Sometimes life is going to hit you in the head with a brick. Don't lose faith.
Steve Jobs
As you can see in And Finally…today is the anniversary of AA. For all the drunks and junkies out there who haven’t yet seen the bottom, find it before it finds you. For those who have stopped chasing their dragons, one day, one hour, one minute at a time….and another…
And then another…and another…
Coming Up…
The Hornet's Nest: Did It Matter?
The Bismarck Chase Reconsidered
And Finally…
On 10 June:
1775: John Adams proposes a Continental Army to supplement the chaos of militias that were engaging the British. While what there was of a motley army already bottled up the British in Boston, the other militias often would not leave their home colonies. Adam’s Continental concept made these militias at the service of all the colonies and they would become the backbone of the American rebellion.

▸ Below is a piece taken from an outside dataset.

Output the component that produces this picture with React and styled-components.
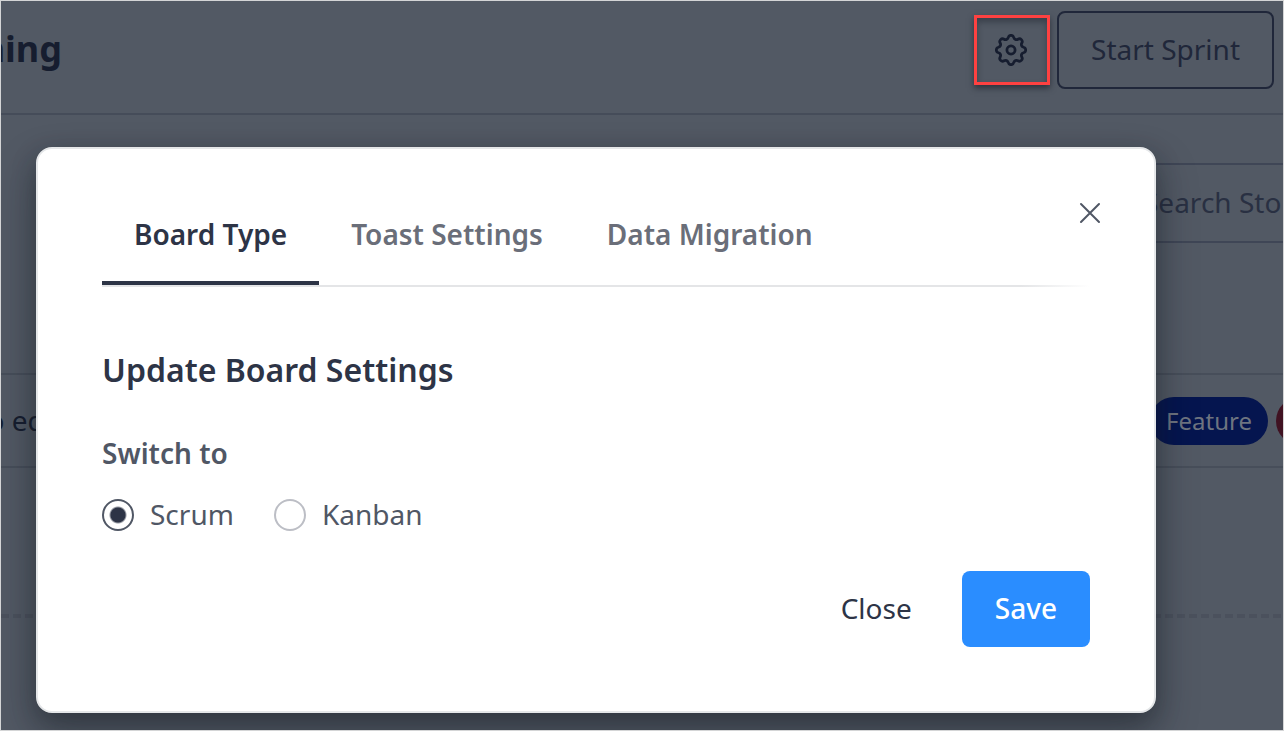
import React, { useState } from "react";
import styled, { createGlobalStyle } from "styled-components";

const Global = createGlobalStyle`
  *, *::before, *::after { box-sizing: border-box; }
  body { margin: 0; background: #525964; }
  body, button, input { font-family: "Noto Sans", sans-serif; }
  button { cursor: pointer; }
`;

const Page = styled.div`
  position: relative;
  min-height: 100vh;
  overflow: hidden;
  border: 1px solid #d4d5d6;
  background: #525964;
  color: #161d2f;
`;

const Header = styled.header`
  display: flex;
  align-items: center;
  justify-content: space-between;
  height: 114px;
  padding: 0 9px 14px 0;
  border-bottom: 2px solid #454c59;
`;

const Clip = styled.div`
  display: flex;
  justify-content: flex-end;
  overflow: hidden;
  white-space: nowrap;
  width: ${(p) => p.$width};
  padding-bottom: 2px;
`;

const PageTitle = styled.h1`
  margin: 0;
  font-size: 36px;
  line-height: 48px;
  font-weight: 700;
`;

const Actions = styled.div`
  display: flex;
  align-items: center;
  gap: 7px;
`;

const GearButton = styled.button`
  display: grid;
  place-items: center;
  width: 76px;
  height: 70px;
  padding: 0 2px 0 0;
  border: 3px solid #fe4141;
  background: transparent;
  color: #161d2f;
  box-shadow: 0 3px 6px rgba(20, 24, 34, 0.6), inset 0 4px 6px rgba(20, 24, 34, 0.4);
`;

const OutlineButton = styled.button`
  height: 78px;
  padding: 0 32px 2px;
  border: 2px solid #20273a;
  border-radius: 8px;
  background: transparent;
  color: #20273a;
  font-size: 28px;
`;

const SearchRow = styled.div`
  display: flex;
  justify-content: flex-end;
  padding: 48px 0 0;
`;

const Search = styled.input`
  width: 240px;
  height: 80px;
  padding: 0 0 2px 98px;
  border: 2px solid #3f4656;
  border-right: 0;
  background: transparent;
  color: #293042;
  font-size: 28px;
  outline: none;
  &::placeholder { color: #293042; opacity: 1; }
`;

const Story = styled.div`
  display: flex;
  align-items: center;
  justify-content: space-between;
  height: 95px;
  margin-top: 130px;
  border: 2px solid #474e5a;
  border-width: 2px 0;
  font-size: 28px;
`;

const Tags = styled.div`
  display: flex;
  gap: 8px;
`;

const Tag = styled.span`
  height: 48px;
  padding: 0 16px;
  border-radius: 24px;
  background: #05154f;
  color: #6e7480;
  font-size: 24px;
  line-height: 48px;
`;

const RedTag = styled(Tag)`
  width: 48px;
  margin-right: -41px;
  background: #401222;
`;

const DropLine = styled.div`
  height: 4px;
  margin-top: 146px;
  background: repeating-linear-gradient(90deg, #4b515d 0 8px, transparent 8px 12px);
`;

const Overlay = styled.div`
  position: absolute;
  inset: 0;
  padding: 146px 127px 0 35px;
  pointer-events: none;
`;

const Dialog = styled.section`
  pointer-events: auto;
  padding: 46px 64px 64px;
  border: 2px solid #e5e7e9;
  border-radius: 16px;
  background: #fff;
  box-shadow: 0 20px 40px rgba(20, 26, 34, 0.35), 0 8px 24px rgba(20, 26, 34, 0.3);
`;

const DialogTop = styled.div`
  position: relative;
`;

const TabList = styled.div`
  display: flex;
  height: 92px;
  background: linear-gradient(90deg, #e4e5e7 93%, #fff) left bottom / 100% 2px no-repeat;
`;

const Tab = styled.button`
  height: 90px;
  padding: 0 32px 8px;
  border: 0;
  border-bottom: 4px solid ${(p) => (p.$active ? "#2d3446" : "transparent")};
  background: none;
  color: ${(p) => (p.$active ? "#2d3446" : "#6a6e79")};
  font-size: 28px;
  font-weight: 600;
`;

const Dismiss = styled.button`
  position: absolute;
  top: 6px;
  right: -12px;
  display: grid;
  place-items: center;
  width: 24px;
  height: 24px;
  padding: 0;
  border: 0;
  background: none;
  color: #505765;
`;

const Heading = styled.h2`
  margin: 59px 0 0;
  color: #2d3446;
  font-size: 32px;
  line-height: 48px;
  font-weight: 600;
`;

const Choices = styled.fieldset`
  display: flex;
  gap: 40px;
  margin: 0;
  padding: 22px 0 0;
  border: 0;
`;

const Legend = styled.legend`
  padding: 39px 0 0;
  color: #505765;
  font-size: 28px;
  line-height: 40px;
  font-weight: 600;
`;

const Choice = styled.label`
  display: flex;
  align-items: center;
  gap: 16px;
  color: #505765;
  font-size: 28px;
  line-height: 40px;
`;

const ChoiceText = styled.span`
  padding-bottom: 2px;
  line-height: 38px;
`;

const Radio = styled.input`
  appearance: none;
  width: 32px;
  height: 32px;
  margin: 0;
  border: 2px solid #bcbec5;
  border-radius: 50%;
  background: #fff;
  &:checked {
    border-color: #505765;
    background: radial-gradient(circle, #2d3446 7px, #fff 9px);
  }
`;

const Footer = styled.footer`
  display: flex;
  justify-content: flex-end;
  gap: 16px;
  margin-top: 36px;
`;

const DialogButton = styled.button`
  height: 76px;
  padding: 0 ${(p) => (p.$primary ? "33px" : "34px")} 2px;
  border: 0;
  border-radius: 8px;
  background: ${(p) => (p.$primary ? "#2a8dff" : "transparent")};
  color: ${(p) => (p.$primary ? "#fff" : "#2d3446")};
  font-size: 28px;
  font-weight: ${(p) => (p.$primary ? 500 : 400)};
`;

function GearIcon() {
  return (
    <svg width="32" height="32" viewBox="2.2 2.2 19.6 19.6" fill="none" stroke="currentColor" strokeWidth="1.7" strokeLinejoin="round" aria-hidden="true">
      <path d="M10.325 4.317c.426-1.756 2.924-1.756 3.35 0a1.724 1.724 0 002.573 1.066c1.543-.94 3.31.826 2.37 2.37a1.724 1.724 0 001.065 2.572c1.756.426 1.756 2.924 0 3.35a1.724 1.724 0 00-1.066 2.573c.94 1.543-.826 3.31-2.37 2.37a1.724 1.724 0 00-2.572 1.065c-.426 1.756-2.924 1.756-3.35 0a1.724 1.724 0 00-2.573-1.066c-1.543.94-3.31-.826-2.37-2.37a1.724 1.724 0 00-1.065-2.572c-1.756-.426-1.756-2.924 0-3.35a1.724 1.724 0 001.066-2.573c-.94-1.543.826-3.31 2.37-2.37.996.608 2.296.07 2.572-1.065z" />
      <circle cx="12" cy="12" r="2.5" />
    </svg>
  );
}

function CloseIcon() {
  return (
    <svg width="24" height="24" viewBox="0 0 24 24" fill="none" stroke="currentColor" strokeWidth="2" strokeLinecap="round" aria-hidden="true">
      <path d="M3 3l18 18M21 3L3 21" />
    </svg>
  );
}

const TABS = ["Board Type", "Toast Settings", "Data Migration"];
const BOARDS = ["Scrum", "Kanban"];

export default function App() {
  const [tab, setTab] = useState(TABS[0]);
  const [board, setBoard] = useState(BOARDS[0]);
  return (
    <>
      <Global />
      <Page>
        <Header>
          <Clip $width="61px"><PageTitle>ning</PageTitle></Clip>
          <Actions>
            <GearButton type="button" aria-label="Board settings"><GearIcon /></GearButton>
            <OutlineButton type="button">Start Sprint</OutlineButton>
          </Actions>
        </Header>
        <SearchRow>
          <Search type="text" aria-label="Search" placeholder="Search Sto" />
        </SearchRow>
        <Story>
          <Clip $width="51px"><span>o edi</span></Clip>
          <Tags>
            <Tag>Feature</Tag>
            <RedTag />
          </Tags>
        </Story>
        <DropLine />
        <Overlay>
          <Dialog role="dialog" aria-labelledby="dialog-heading">
            <DialogTop>
              <TabList role="tablist">
                {TABS.map((name) => (
                  <Tab key={name} type="button" role="tab" aria-selected={tab === name} $active={tab === name} onClick={() => setTab(name)}>
                    {name}
                  </Tab>
                ))}
              </TabList>
              <Dismiss type="button" aria-label="Dismiss"><CloseIcon /></Dismiss>
            </DialogTop>
            <Heading id="dialog-heading">Update Board Settings</Heading>
            <Choices>
              <Legend>Switch to</Legend>
              {BOARDS.map((name) => (
                <Choice key={name}>
                  <Radio type="radio" name="board" checked={board === name} onChange={() => setBoard(name)} />
                  <ChoiceText>{name}</ChoiceText>
                </Choice>
              ))}
            </Choices>
            <Footer>
              <DialogButton type="button">Close</DialogButton>
              <DialogButton type="button" $primary>Save</DialogButton>
            </Footer>
          </Dialog>
        </Overlay>
      </Page>
    </>
  );
}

1935: Bill W. and Bob S. found Alcoholics Anonymous in Akron, Ohio. Both men were self-described hopeless drunks who could not stay off the sauce, and they knew it was killing them. They created a forum for fellow alcoholics to share their pain; an early support group, and hopefully dry out. Today, AA holds meetings in every city around the world. In major metro areas, you can find a meeting nearly every hour of every day in multiple languages. There are faith-based (from atheist to Zoroastrian), and even meetings in sign language. If you need one, find one.
And today is NATIONAL ICED TEA DAY. I never liked the stuff; tried it when I went cold turkey. I switched to Vernor’s, which was prized because it was hard to get in Wisconsin in the early ‘80s. I still like it, but there’s no National Day for it.